There has been no new class of antibiotic discovery since 1987, whereas a new infection emerges yearly.The risk is so serious that Dame Sally has asked the Government to put antibiotic resistance on the national risk register, along with terrorist attacks or a national flu pandemic. Doctors are also being ordered to prescribe fewer antibiotics.

‘That is one way of getting central and cross-government action internationally,’ she said. ‘It should be [on the register] because this is a growing problem. And if we don’t get it right, we will find ourselves in a health system not dissimilar to the early 19th century at some point.
‘If we don’t act now, any one of us could go into hospital in 20 years for minor surgery and die because of an ordinary infection that can’t be treated by antibiotics. And routine operations like hip replacements or organ transplants could be deadly because of the risk of infection.’

A number of infections are already difficult to treat including E Coli; drug resistant TB – cases of extensively-resistant TB, which resists almost all types of drugs, have also emerged in the UK, with 12 in the past two years – as many as in the previous 15 years.

In the past five years, the number of cases of blood poisoning from antimicrobial resistant (AMR) forms of E. coli – which is twice as fatal as the normal bug – has gone up 60 per cent.
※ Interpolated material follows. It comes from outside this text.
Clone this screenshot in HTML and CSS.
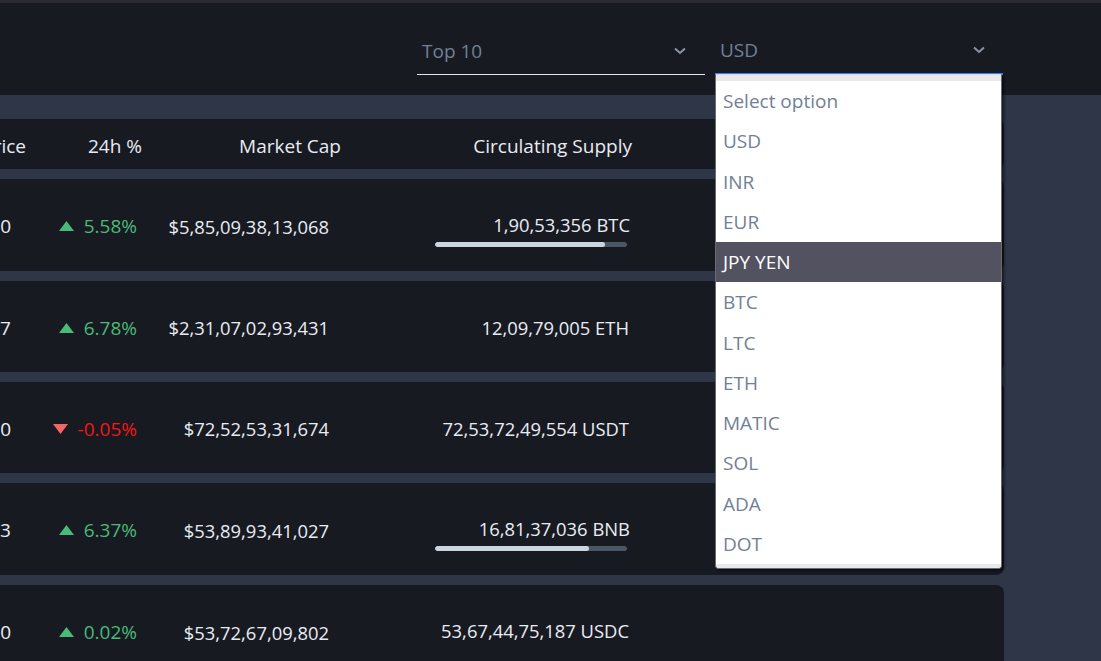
FILE: index.html
```html
<!DOCTYPE html>
<html lang="en">
<head>
<meta charset="utf-8">
<title>Crypto Market</title>
<link rel="stylesheet" href="styles.css">
</head>
<body>
<div class="topbar"></div>
<header class="header">
  <div class="select">
    <span>Top 10</span>
    <svg class="chev" width="12" height="8" viewBox="0 0 12 8"><path d="M1 1.5 L6 6 L11 1.5" fill="none" stroke="#8a94a6" stroke-width="2"/></svg>
  </div>
  <div class="select select-open">
    <span>USD</span>
    <svg class="chev" width="12" height="8" viewBox="0 0 12 8"><path d="M1 1.5 L6 6 L11 1.5" fill="none" stroke="#8a94a6" stroke-width="2"/></svg>
  </div>
</header>

<main class="table">
  <div class="row head">
    <div class="c price">Price</div>
    <div class="c pct">24h %</div>
    <div class="c mcap">Market Cap</div>
    <div class="c supply">Circulating Supply</div>
    <div class="c rest"></div>
  </div>

  <div class="row r-bar">
    <div class="c price">$30,708.00</div>
    <div class="c pct up"><svg class="tri" width="15" height="10" viewBox="0 0 15 10"><polygon points="7.5,0 15,10 0,10"/></svg>5.58%</div>
    <div class="c mcap num">$5,85,09,38,13,068</div>
    <div class="c supply num with-bar"><span>1,90,53,356 BTC</span><div class="bar"><div class="fill" style="width:88.5%"></div></div></div>
    <div class="c rest"></div>
  </div>

  <div class="row r-plain">
    <div class="c price">$1,910.07</div>
    <div class="c pct up"><svg class="tri" width="15" height="10" viewBox="0 0 15 10"><polygon points="7.5,0 15,10 0,10"/></svg>6.78%</div>
    <div class="c mcap num">$2,31,07,02,93,431</div>
    <div class="c supply num"><span>12,09,79,005 ETH</span></div>
    <div class="c rest"></div>
  </div>

  <div class="row r-plain">
    <div class="c price">$1.000</div>
    <div class="c pct down"><svg class="tri" width="15" height="10" viewBox="0 0 15 10"><polygon points="0,0 15,0 7.5,10"/></svg>-0.05%</div>
    <div class="c mcap num">$72,52,53,31,674</div>
    <div class="c supply num"><span>72,53,72,49,554 USDT</span></div>
    <div class="c rest"></div>
  </div>

  <div class="row r-bar">
    <div class="c price">$320.53</div>
    <div class="c pct up"><svg class="tri" width="15" height="10" viewBox="0 0 15 10"><polygon points="7.5,0 15,10 0,10"/></svg>6.37%</div>
    <div class="c mcap num">$53,89,93,41,027</div>
    <div class="c supply num with-bar"><span>16,81,37,036 BNB</span><div class="bar"><div class="fill" style="width:80%"></div></div></div>
    <div class="c rest"></div>
  </div>

  <div class="row r-plain last">
    <div class="c price">$1.000</div>
    <div class="c pct up"><svg class="tri" width="15" height="10" viewBox="0 0 15 10"><polygon points="7.5,0 15,10 0,10"/></svg>0.02%</div>
    <div class="c mcap num">$53,72,67,09,802</div>
    <div class="c supply num sup-last"><span>53,67,44,75,187 USDC</span></div>
    <div class="c rest"></div>
  </div>
</main>

<div class="dropdown">
  <div class="opt">Select option</div>
  <div class="opt">USD</div>
  <div class="opt">INR</div>
  <div class="opt">EUR</div>
  <div class="opt active">JPY YEN</div>
  <div class="opt">BTC</div>
  <div class="opt">LTC</div>
  <div class="opt">ETH</div>
  <div class="opt">MATIC</div>
  <div class="opt">SOL</div>
  <div class="opt">ADA</div>
  <div class="opt">DOT</div>
</div>
</body>
</html>
```
FILE: styles.css
```css
* { box-sizing: border-box; }
html, body { margin: 0; padding: 0; }
body {
  background: #2e3648;
  font-family: "Open Sans", "Noto Sans", Arial, sans-serif;
  font-size: 19px;
  color: #e8ecf2;
  width: 1101px;
  height: 661px;
  overflow: hidden;
  position: relative;
}
.topbar { height: 3px; background: #2b2a33; }
.header {
  height: 92px;
  background: #181a22;
  display: flex;
  justify-content: flex-end;
  align-items: flex-start;
  gap: 10px;
  padding: 24px 98px 0 0;
}
.select {
  width: 288px;
  height: 48px;
  border-bottom: 1px solid #e2e8f0;
  display: flex;
  align-items: center;
  justify-content: space-between;
  padding: 0 19px 0 5px;
  color: #718096;
  font-size: 19px;
}
.select-open { border-bottom: 2px solid #3b82f6; padding-right: 18px; }
.chev { display: block; }

.table {
  margin-top: 24px;
  width: 1004px;
  display: flex;
  flex-direction: column;
  gap: 10px;
}
.row {
  display: grid;
  grid-template-columns: 40px 120px 190px 300px 1fr;
  background: #181a22;
  border-radius: 0 8px 8px 0;
}
.row.head { height: 50px; padding-top: 4px; }
.r-bar { height: 92px; }
.r-plain { height: 91px; }
.row.last { border-radius: 0 8px 0 0; height: 100px; }
.c {
  display: flex;
  align-items: center;
  justify-content: flex-end;
  white-space: nowrap;
}
.num { font-size: 18.4px; }
.r-plain .c, .r-bar .c { padding-top: 2px; }
.price { padding-right: 29px; }
.pct { padding-right: 23px; }
.mcap { padding-right: 21px; }
.supply { padding-right: 21px; }
.head .price { padding-right: 14px; }
.head .pct { padding-right: 18px; }
.head .mcap { padding-right: 9px; }
.head .supply { padding-right: 18px; }
.row.last .c { padding-top: 0; padding-bottom: 6px; }
.row.last .sup-last { padding-bottom: 10px; }

.up { color: #48bb78; }
.up .tri { fill: #48bb78; }
.down { color: #f51616; }
.down .tri { fill: #f56565; }
.tri { margin-right: 10px; flex: none; }

.with-bar {
  flex-direction: column;
  align-items: flex-end;
  justify-content: center;
  gap: 5px;
  padding-top: 8px !important;
}
.with-bar span { margin-right: -1px; }
.bar {
  width: 192px;
  height: 5px;
  border-radius: 3px;
  background: #4a5568;
  margin-right: 2px;
  overflow: hidden;
}
.fill { height: 100%; background: #cbd5e0; border-radius: 3px; }

.dropdown {
  position: absolute;
  left: 715px;
  top: 74px;
  width: 287px;
  height: 495px;
  background: #ffffff;
  border: 1px solid #6b6b73;
  border-top-color: #d9d9de;
  border-radius: 2px 2px 4px 4px;
  box-shadow: 2px 2px 3px rgba(0, 0, 0, 0.55);
  padding: 6px 0 4px 0;
  display: flex;
  flex-direction: column;
}
.dropdown::before, .dropdown::after {
  content: "";
  position: absolute;
  left: 0;
  right: 0;
  height: 6px;
  background: #e9e9ed;
}
.dropdown::before { top: 0; }
.dropdown::after { bottom: 0; height: 4px; border-radius: 0 0 3px 3px; }
.opt {
  height: 40.27px;
  display: flex;
  align-items: center;
  padding-left: 7px;
  color: #718096;
  font-size: 19px;
}
.opt.active { background: #535260; color: #ffffff; }
```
The drug-resistant gut bug alone, which is picked up in hospital in half of cases, could be responsible for up to 2,500 deaths in 2011 – more than MRSA and C. difficile combined.

Another issue which is undermining the efforts to stem resistance is the use of antibiotics liberally used in agriculture, and their availability over the counter in some countries.

In 2010, infectious diseases accounted for 7 per cent of all deaths and 4 per cent of all potential years of life lost in England.